阳光暖暖,洒在人身上,让人觉的慵懒。这样的阳光,这样的天气,没有了紧绷的神经,也没有了压力,以最原始的方式书写着此刻内心的宁静。
看了几篇文章,竟无一例外提到了吃,提到了父母的小厨房,提到了家的味道。家的味道,无数人写过的回忆,却每次都能引的人热泪盈眶。自己俗人一个,免不了感慨一番。
记忆中家的味道在冬天,在好小好小的时候,缩在母亲的怀里,小小的一个人,暖暖的。农村冬日的早上并不冷的热烈,空气中带着属于它的独特的气息。父母起得早,我跟母亲醒了之后便坐在床上,我贪恋被子中的温暖,硬是不让母亲起床,母亲也依我,上身披着自己做的棉袄,坐起来,倚在床沿上。我顺势滚进她怀里,半躺半坐着,母亲细心的拿被角给我掖好,生怕被子中灌进一丝冷风。

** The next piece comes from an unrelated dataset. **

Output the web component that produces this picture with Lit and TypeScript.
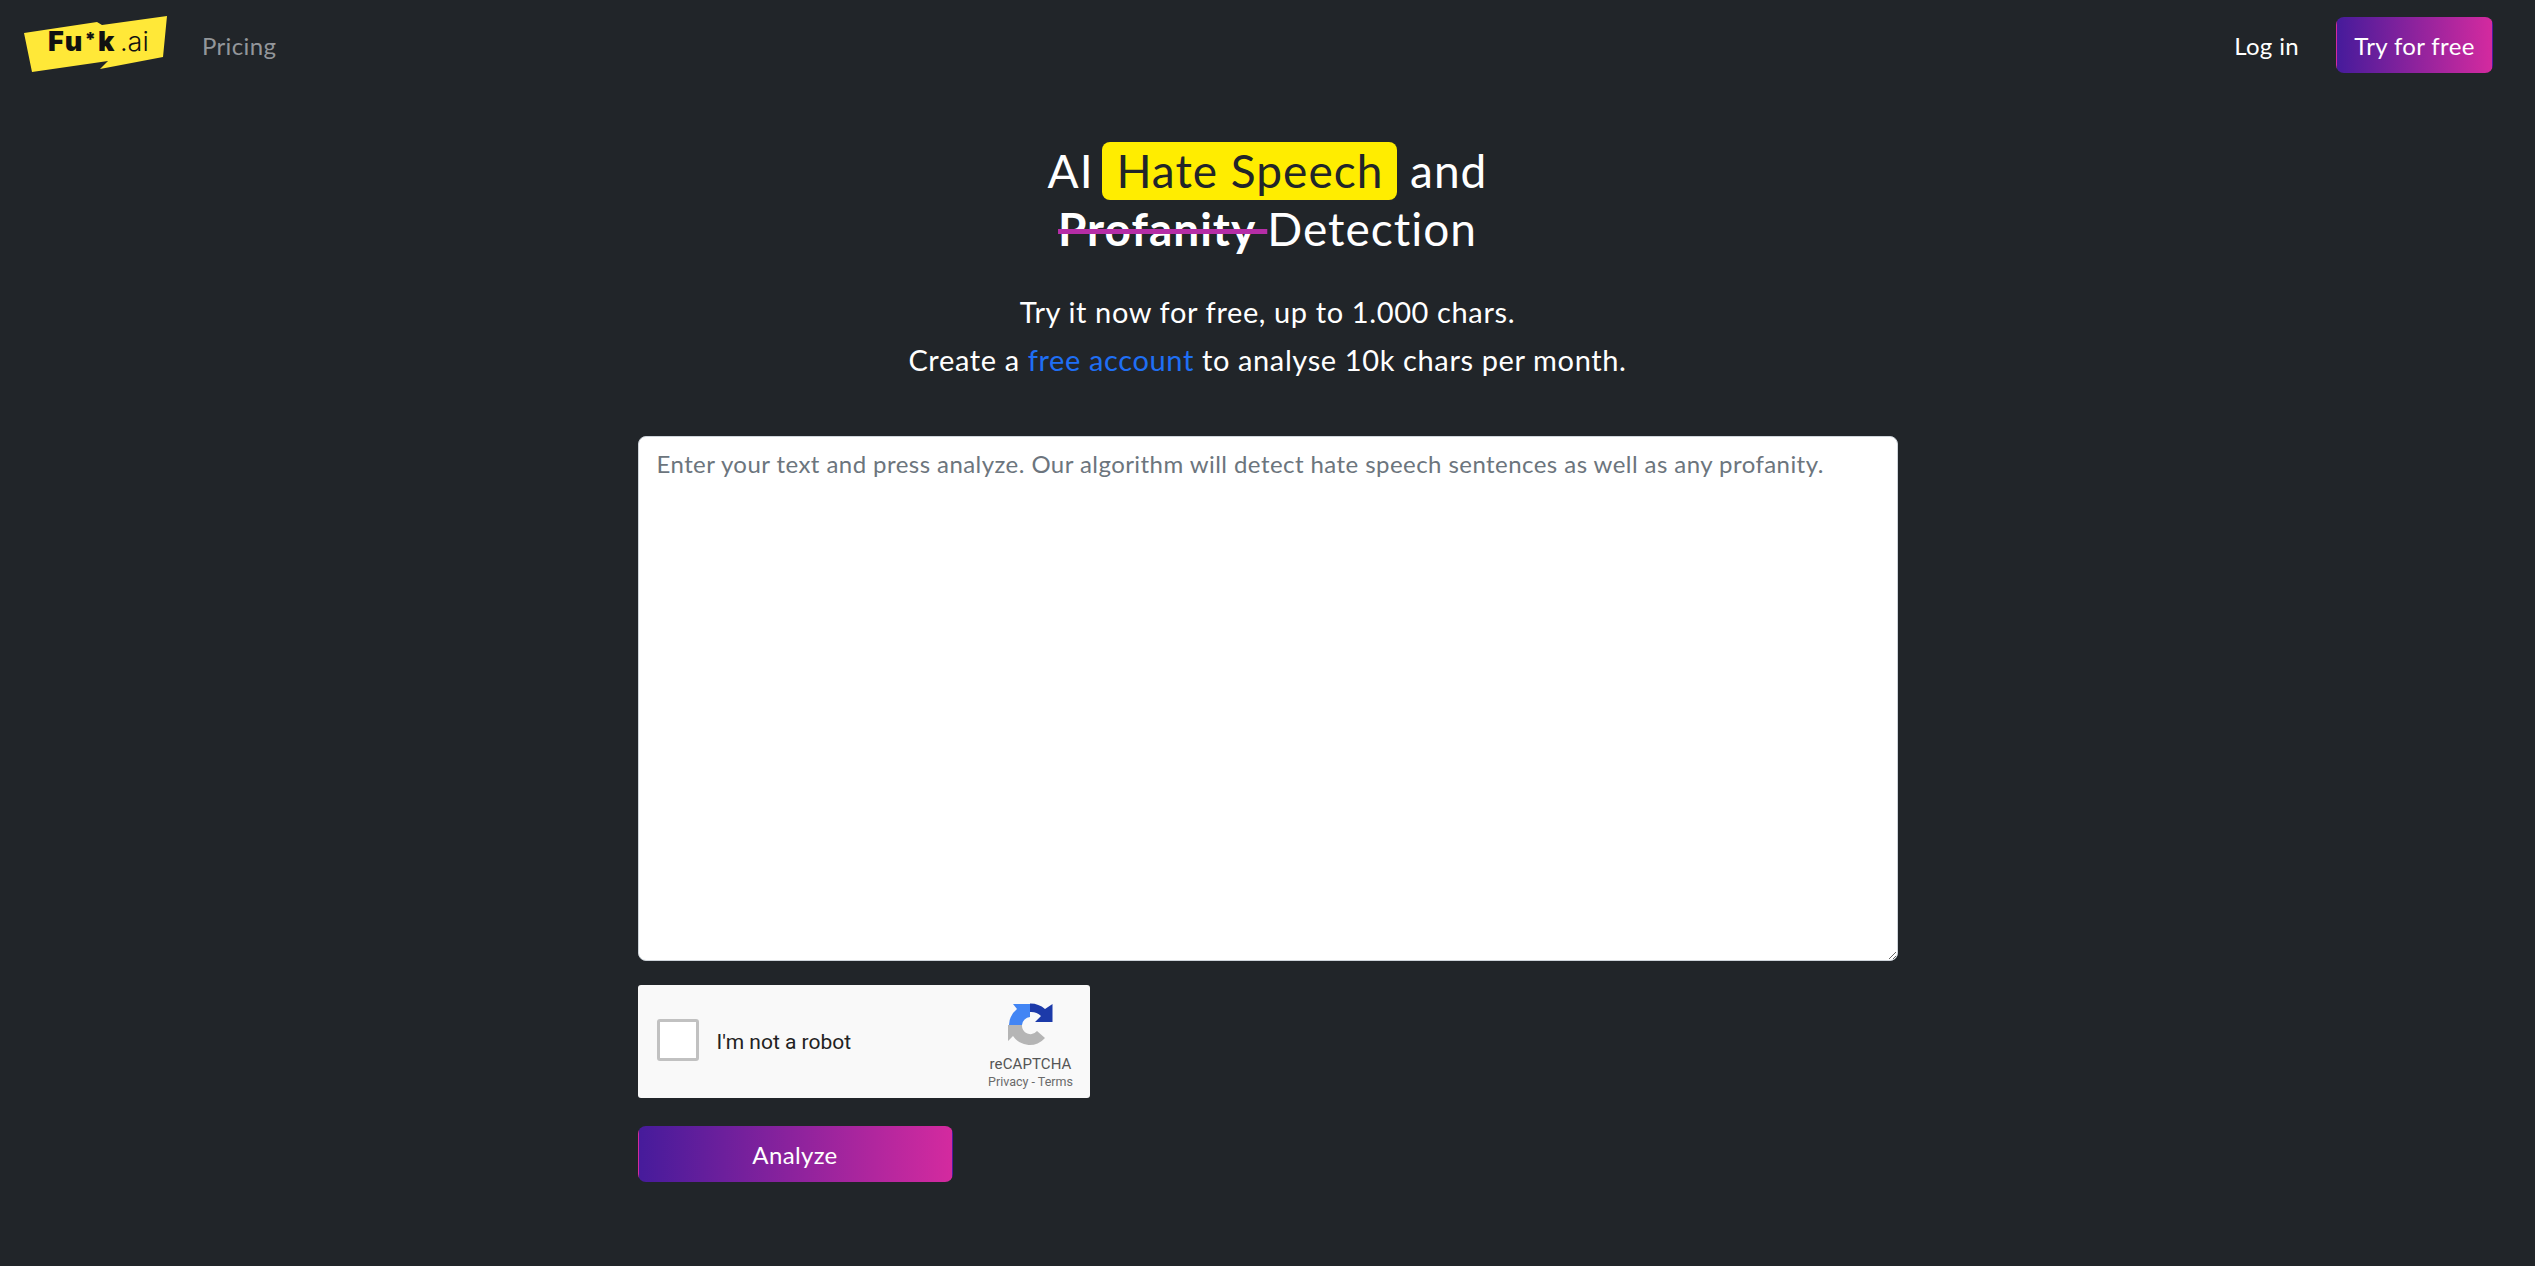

那时候的记忆是最好的,天微微亮,父亲坐在火炉旁生炉子,随着花生壳,玉米芯一捧一捧的投入,本来了无生气的煤炉便在“轰~~轰~~轰~~”的声音中燃了起来,那是长大以后觉的最动听的声音,没有节奏,没音技巧,却满满的充满灵魂。从炉口冒出的烟很快便弥漫了整个屋子,我猛吸几口,那里面是家的味道。
母亲做的春卷,包的粽子,擀的鸡蛋面,墙角的腌菜缸,甚至是餐桌上那一碟碟不起眼的小咸菜,无一例外流尽了我童年所有的口水。最爱吃母亲做的炖鸡,数九寒冬,外面冷的站不住脚,屋里却温暖如春,我穿着单薄的衣服上蹿下跳,母亲坐在火炉旁剥着花生,炉子上拿小锅煨着白条鸡,没有多余的调料,花椒,葱段,姜片,八角,最原始的材料却可以创造出最令人垂涎的美味。我拿着大汤匙,端着碗,眼中泛着贪恋的光,等着母亲揭开锅盖的一瞬。
小时候,每次过年是我最盼望的日子,虽然童年已进入二十一世纪,但那浓浓的年的氛围却是十几年后的现在无法比的。年三十下午,各家各户便忙开了,在我家便能听到对门婶子家剁饺子馅的声音,菜刀碰着案板,一声声的喜悦。村子很小,几户人家,可异常的亲。我用小锅熬了满满的一锅浆糊,拿着小刷子,挨家挨户的转,“大娘,我来贴对子(对联)了”“奶奶,我来贴对子了”每到一户门口,我便高声喊着,叔叔大娘她们便拿着裁好的对联,用浆糊一点点认认真真的贴在门上,那是一年喜庆的开始。那时候二哥在我眼中是个传奇人物,他在外面开过餐馆,一手的好技术,一逢过年,不知道有多少鸡鸭惨遭他的“毒手”。除了贴对联,我还有一项更为重要的事情:站在路口,好香,闻着香味便走,“嫂子,好香,啥好吃的?”小嫂子每次看到我这个样,都会宠溺的拍拍我的头,从厨房里端出或是红烧肉,或是炸丸子,有时候也是一些七跷八怪不知名的好吃的。等到晚上母亲喊我回去吃饭的时候,我早已吃不下了,坐在餐桌旁,开始絮絮叨,谁家的饺子最好吃,谁家的炸菜最好吃,谁家炖的排骨最香,谁家做了一个我以前从没见过的菜……母亲无奈,任由我不停歇的说一晚。长大后回想,那才是故乡,那才是年,那才是家的味道。
越长大越回忆过去,那家的味道怕是以后永远的追随了,或许某一天,从一围墙下经过,里面飘出的浓浓的香味,总是勾起自己对家的惦念。